"Eléments blanc et bleu sur fond noir"
Signed Tinguely and dated -55. Wall object 50 x 50 cm, 9 cm depth, with elements ca 16 cm. We thank Mrs Christina Bischofberger for the additional information regarding this art work.
Galerie Burén, Stockholm, Sweden.
Private collection, Stockholm, Sweden.
Christina Bischofberger, Jean Tinguely, Catalogue Raisonné. Volume I: Sculptures and Reliefs 1954-1968, compare "Bleu Stable" from 1955, cat no. 45 p. no. 43 .
Bukowskis presents "Eléments blanc et bleu sur fond noir" by Jean Tinguely on the autumn anniversary-auction Contemporary Art & Design.

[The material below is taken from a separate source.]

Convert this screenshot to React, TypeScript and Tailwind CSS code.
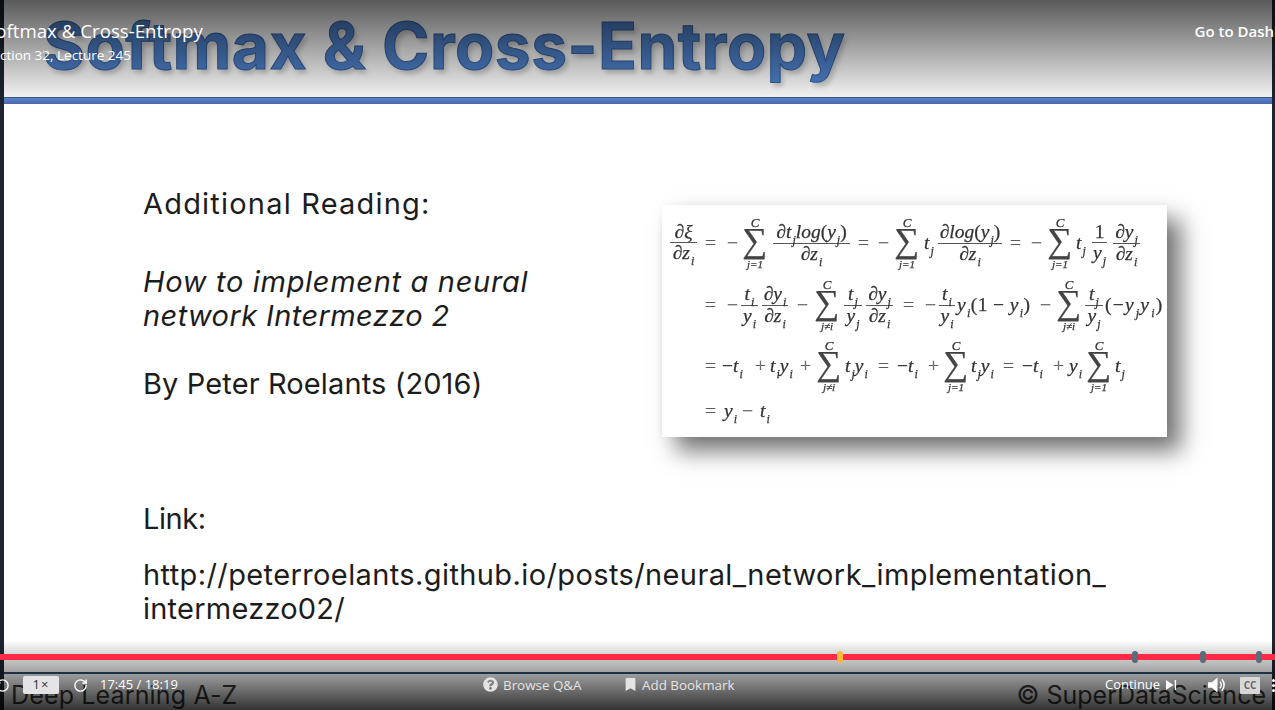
import type { ReactNode } from "react";
import { RotateCcw, RotateCw } from "lucide-react";
import { FaBookmark, FaQuestionCircle } from "react-icons/fa";

function I({ children }: { children: ReactNode }) {
  return <span className="italic">{children}</span>;
}

// variable with a small subscript, e.g. t_j
function V({ n, s }: { n: string; s: string }) {
  return (
    <span className="whitespace-nowrap italic">
      {n}
      <sub className="ml-[1px] text-[12px] leading-none align-[-3px]">{s}</sub>
    </span>
  );
}

function Frac({ top, bottom, className }: { top: ReactNode; bottom: ReactNode; className: string }) {
  return (
    <span className={`inline-flex flex-col items-center leading-[20px] ${className}`}>
      <span className="whitespace-nowrap">{top}</span>
      <span className="h-px w-full shrink-0 bg-[#555]" />
      <span className="whitespace-nowrap">{bottom}</span>
    </span>
  );
}

function Sum({ low, className = "" }: { low: string; className?: string }) {
  return (
    <span className={`inline-flex w-[24px] flex-col items-center ${className}`}>
      <span className="text-[13px] italic leading-[12px]">C</span>
      <span className="mb-[5px] h-[24px] text-[35px] leading-[24px] text-[#444]">∑</span>
      <span className="text-[11px] italic leading-[12px]">{low}</span>
    </span>
  );
}

function Op({ children, className = "" }: { children: ReactNode; className?: string }) {
  return <span className={`w-[11px] text-[#888] ${className}`}>{children}</span>;
}

function Dy({ v, s }: { v: string; s: string }) {
  return (
    <>
      ∂<V n={v} s={s} />
    </>
  );
}

function Formula() {
  return (
    <div className="flex h-[232px] w-[505px] shrink-0 flex-col bg-white pl-[8px] font-['Liberation_Serif',serif] text-[19.5px] text-[#333] shadow-[14px_14px_22px_rgba(0,0,0,0.55),0_0_10px_rgba(0,0,0,0.05)] blur-[0.45px] [-webkit-text-stroke:0.25px_#333]">
      <div className="mt-[12px] flex h-[52px] items-center">
        <Frac className="w-[27px]" top={<>∂<I>ξ</I></>} bottom={<Dy v="z" s="i" />} />
        <Op className="ml-[8px]">=</Op>
        <Op className="ml-[11px]">−</Op>
        <Sum className="ml-[5px]" low="j=1" />
        <Frac className="ml-[6px] w-[77px]" top={<>∂<V n="t" s="j" /><I>log</I>(<V n="y" s="j" />)</>} bottom={<Dy v="z" s="i" />} />
        <Op className="ml-[8px]">=</Op>
        <Op className="ml-[9px]">−</Op>
        <Sum className="ml-[6px]" low="j=1" />
        <span className="ml-[5px] w-[14px]"><V n="t" s="j" /></span>
        <Frac className="w-[64px]" top={<>∂<I>log</I>(<V n="y" s="j" />)</>} bottom={<Dy v="z" s="i" />} />
        <Op className="ml-[8px]">=</Op>
        <Op className="ml-[10px]">−</Op>
        <Sum className="ml-[6px]" low="j=1" />
        <span className="ml-[4px] w-[16px]"><V n="t" s="j" /></span>
        <Frac className="w-[15px]" top="1" bottom={<V n="y" s="j" />} />
        <Frac className="ml-[6px] w-[27px]" top={<Dy v="y" s="j" />} bottom={<Dy v="z" s="i" />} />
      </div>
      <div className="mt-[10px] flex h-[52px] items-center pl-[35px]">
        <Op>=</Op>
        <Op className="ml-[11px]">−</Op>
        <Frac className="ml-[3px] w-[17px]" top={<V n="t" s="i" />} bottom={<V n="y" s="i" />} />
        <Frac className="ml-[4px] w-[26px]" top={<Dy v="y" s="i" />} bottom={<Dy v="z" s="i" />} />
        <Op className="ml-[9px]">−</Op>
        <Sum className="ml-[7px]" low="j≠i" />
        <Frac className="ml-[5px] w-[18px]" top={<V n="t" s="j" />} bottom={<V n="y" s="j" />} />
        <Frac className="ml-[4px] w-[27px]" top={<Dy v="y" s="j" />} bottom={<Dy v="z" s="i" />} />
        <Op className="ml-[10px]">=</Op>
        <Op className="ml-[11px]">−</Op>
        <Frac className="ml-[3px] w-[16px]" top={<V n="t" s="i" />} bottom={<V n="y" s="i" />} />
        <span className="ml-[2px] w-[75px] whitespace-nowrap tracking-[0.4px]"><V n="y" s="i" />(1 − <V n="y" s="i" />)</span>
        <Op className="ml-[8px]">−</Op>
        <Sum className="ml-[6px]" low="j≠i" />
        <Frac className="ml-[4px] w-[18px]" top={<V n="t" s="j" />} bottom={<V n="y" s="j" />} />
        <span className="ml-[2px] whitespace-nowrap tracking-[1.2px]">(−<V n="y" s="j" /><V n="y" s="i" />)</span>
      </div>
      <div className="mt-[9px] flex h-[52px] items-center pl-[35px]">
        <Op>=</Op>
        <span className="ml-[6px] w-[25px] whitespace-nowrap">−<V n="t" s="i" /></span>
        <Op className="ml-[8px]">+</Op>
        <span className="ml-[4px] w-[23px] whitespace-nowrap"><V n="t" s="i" /><V n="y" s="i" /></span>
        <Op className="ml-[7px]">+</Op>
        <Sum className="ml-[6px]" low="j≠i" />
        <span className="ml-[4px] w-[25px] whitespace-nowrap"><V n="t" s="j" /><V n="y" s="i" /></span>
        <Op className="ml-[8px]">=</Op>
        <span className="ml-[8px] w-[23px] whitespace-nowrap">−<V n="t" s="i" /></span>
        <Op className="ml-[8px]">+</Op>
        <Sum className="ml-[5px]" low="j=1" />
        <span className="ml-[3px] w-[25px] whitespace-nowrap"><V n="t" s="j" /><V n="y" s="i" /></span>
        <Op className="ml-[7px]">=</Op>
        <span className="ml-[8px] w-[26px] whitespace-nowrap">−<V n="t" s="i" /></span>
        <Op className="ml-[5px]">+</Op>
        <span className="ml-[5px] w-[11px]"><V n="y" s="i" /></span>
        <Sum className="ml-[7px]" low="j=1" />
        <span className="ml-[4px]"><V n="t" s="j" /></span>
      </div>
      <div className="mt-[8px] flex items-center pl-[35px] leading-[22px]">
        <Op>=</Op>
        <span className="ml-[8px] w-[11px]"><V n="y" s="i" /></span>
        <Op className="ml-[7px]">−</Op>
        <span className="ml-[7px]"><V n="t" s="i" /></span>
      </div>
    </div>
  );
}

function Slide() {
  return (
    <div className="ml-[4px] mr-[3px] flex h-full min-w-0 flex-1 flex-col overflow-hidden bg-white">
      <header className="flex h-[97px] shrink-0 items-start pl-[39px] pt-[7px]">
        <h1 className="whitespace-nowrap font-['Inter',sans-serif] text-[64px] font-bold leading-[78px] tracking-[0.55px] text-[#4f82cc] [-webkit-text-stroke:1px_#34609f] [text-shadow:3px_4px_5px_rgba(0,0,0,0.2)] blur-[0.4px]">
          Softmax &amp; Cross-Entropy
        </h1>
      </header>
      <div className="h-[7px] shrink-0 border-t border-[#3a5a85] bg-linear-to-b from-[#5f8ad8] to-[#4c68ad]" />
      <main className="min-h-0 flex-1 pl-[139px] pt-[83px] font-['Inter',sans-serif] text-[29px] leading-[34px] text-[#1c1c1c]">
        <div className="flex">
          <div className="w-[519px] shrink-0">
            <p className="tracking-[1.2px]">Additional Reading:</p>
            <p className="mt-[44px] italic">
              <span className="tracking-[0.68px]">How to implement a neural</span>
              <br />
              <span className="tracking-[0.4px]">network Intermezzo 2</span>
            </p>
            <p className="mt-[34px] tracking-[0.12px]">By Peter Roelants (2016)</p>
          </div>
          <div className="mt-[18px]">
            <Formula />
          </div>
        </div>
        <p className="mt-[65px] tracking-[-0.4px]">Link:</p>
        <p className="mt-[22px]">
          <span className="tracking-[0.39px]">http://peterroelants.github.io/posts/neural_network_implementation_</span>
          <br />
          <span className="tracking-[0.23px]">intermezzo02/</span>
        </p>
      </main>
      <footer className="flex h-[38px] shrink-0 items-start justify-between border-t-2 border-[#2f4a73] pl-[7px] pr-[6px] font-['Inter',sans-serif] text-[25px] leading-[42px] text-[#3a3a3a]">
        <span className="tracking-[0.15px]">Deep Learning A-Z</span>
        <span>© SuperDataScience</span>
      </footer>
    </div>
  );
}

function TopOverlay() {
  return (
    <div className="absolute -left-[15px] -right-[42px] top-0 flex h-[106px] items-start justify-between bg-linear-to-b from-black/65 to-transparent pt-[19px] font-['Open_Sans',sans-serif] text-white">
      <div>
        <div className="text-[18.7px] leading-[24px]">Softmax &amp; Cross-Entropy</div>
        <div className="mt-[3px] text-[13.5px] leading-[18px]">Section 32, Lecture 245</div>
      </div>
      <div className="pt-[2px] text-[15px] font-semibold leading-[20px]">Go to Dashboard</div>
    </div>
  );
}

function Marker({ className }: { className: string }) {
  return <span className={`absolute top-[-3px] h-[12px] w-[6px] rounded-[3px] ${className}`} />;
}

function BottomOverlay() {
  return (
    <div className="absolute inset-x-0 bottom-0 h-[70px] bg-linear-to-b from-transparent to-black/80 font-['Open_Sans',sans-serif] text-[13px] text-white">
      <div className="relative mt-[14px] h-[6px] bg-[#ff2a45]">
        <Marker className="left-[837px] bg-[#f7b93b]" />
        <Marker className="left-[1132px] bg-[#5c6b7a]" />
        <Marker className="left-[1200px] bg-[#5c6b7a]" />
        <Marker className="left-[1256px] bg-[#5c6b7a]" />
      </div>
      <div className="relative mt-[14px] flex h-[22px] items-center">
        <RotateCcw className="-ml-[5px] h-[15px] w-[15px]" strokeWidth={2.2} />
        <span className="ml-[13px] flex h-[18px] w-[36px] items-center justify-center rounded-[2px] bg-[#e4e4e6] text-[13px] tracking-[1px] text-[#333]">
          1×
        </span>
        <RotateCw className="ml-[14px] h-[15px] w-[15px]" strokeWidth={2.2} />
        <span className="ml-[12px] w-[383px]">17:45 / 18:19</span>
        <span className="flex w-[142px] items-center gap-[5px] text-[13.4px] text-[#e4e4e4]">
          <FaQuestionCircle className="h-[15px] w-[15px]" />
          Browse Q&amp;A
        </span>
        <span className="flex w-[480px] items-center gap-[6px] text-[13.4px] text-[#e4e4e4]">
          <FaBookmark className="h-[13px] w-[11px]" />
          Add Bookmark
        </span>
        <span className="flex w-[103px] items-center gap-[6px]">
          Continue
          <svg viewBox="0 0 12 12" className="h-[12px] w-[11px]" fill="currentColor">
            <path d="M0 0.5 8 6 0 11.5Z" />
            <rect x="9.5" y="0.5" width="1.5" height="11" />
          </svg>
        </span>
        <svg viewBox="0 0 20 16" className="h-[16px] w-[19px]" fill="none" stroke="currentColor">
          <path d="M0 5h4l6-5v16l-6-5H0Z" fill="currentColor" stroke="none" />
          <path d="M12.5 4.5a5 5 0 0 1 0 7M14.5 2a8.5 8.5 0 0 1 0 12" strokeWidth="1.6" />
        </svg>
        <span className="ml-[13px] flex h-[17px] w-[20px] items-center justify-center rounded-[1px] bg-[#d8d8da] text-[10px] font-bold leading-none text-[#666]">
          CC
        </span>
        <span className="ml-[12px] flex flex-col gap-[2px]">
          <span className="h-[3px] w-[3px] rounded-full bg-white" />
          <span className="h-[3px] w-[3px] rounded-full bg-white" />
          <span className="h-[3px] w-[3px] rounded-full bg-white" />
        </span>
      </div>
    </div>
  );
}

export default function App() {
  return (
    <div className="relative flex h-[710px] w-[1275px] overflow-hidden bg-[#1c2530]">
      <Slide />
      <TopOverlay />
      <BottomOverlay />
    </div>
  );
}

Tinguely is kinetic sculpture’s foremost champion. Méta-Matics, his machines made from scrap metal, move nonsensically, clank and judder, occasionally stop. With their constantly changing patterns of movement they mock the culture of the perfect machine.
Swiss Jean Tinguely (1925-1991) moved to Paris in 1952 and in 1954 was already exhibiting at Galerie Arnaud, one of the two ‘avant-garde’ galleries in town. At that point there was a lot of interest in kinetic art. This was the first time since the war that a new and radical medium, beyond traditional painting, was being shown. Tinguely exhibited moving ‘paintings’ that he called ‘automata’; they consisted of black-painted boxes onto which white geometrical shapes were mounted. In the box there was a hidden mechanism consisting of a small electric motor turning a rubber belt round a wooden pulley.
The piece in the auction, ”Eléments blanc et bleu sur fond noir” from 1955, is an elaboration on these first ‘automata’. There is no beginning or end; it is a perpetual motion machine, where the shapes, in white and blue, might return to their original positions perhaps tomorrow or perhaps in a hundred years.
1955 was an eventful year for Tinguely, he participated in a group show together with three other young artists; Agam, Bury and Soto, at the now highly regarded Galerie Denise René. Tinguely also moved into a new, more spacious studio, in the same building where Brancusi worked. During the spring and summer of that year Tinguely’s art practice developed quickly, and his mechanical relief sculptures became increasingly complex. In September the artist arrived in Stockholm. The following month, on the 8th of October, his exhibition at Galerie Samlaren opened with 12 new reliefs and sculptures on show, all produced in Stockholm. The display of Tinguely’s work created a lot of commotion, with one lady even threatening to call the police.
The creator of Moderna Museet, Pontus Hultén, wrote about Tinguely’s relief sculptures in ”Jean Tinguely: Meta”: “Tinguely had, rightly so, a feeling that with his new reliefs and sculptures he had opened a fresh chapter in the current art history. What particularly appealed to him was the fact that his machines were a kind of illustration of the principle of relativity, an applied relativism. They expose the constant change that everything is subjected to, unless it is frozen down to minus 273 degrees Celsius that is.”
Jean Tinguely and Pontus Hultén became good friends during the fifties in Paris. Today we can look at Tinguely and Niki de Saint Phalle’s permanent sculpture group ”Paradiset” from 1966, situated outside the entrance to Moderna Museet on Skeppsholmen in Stockholm.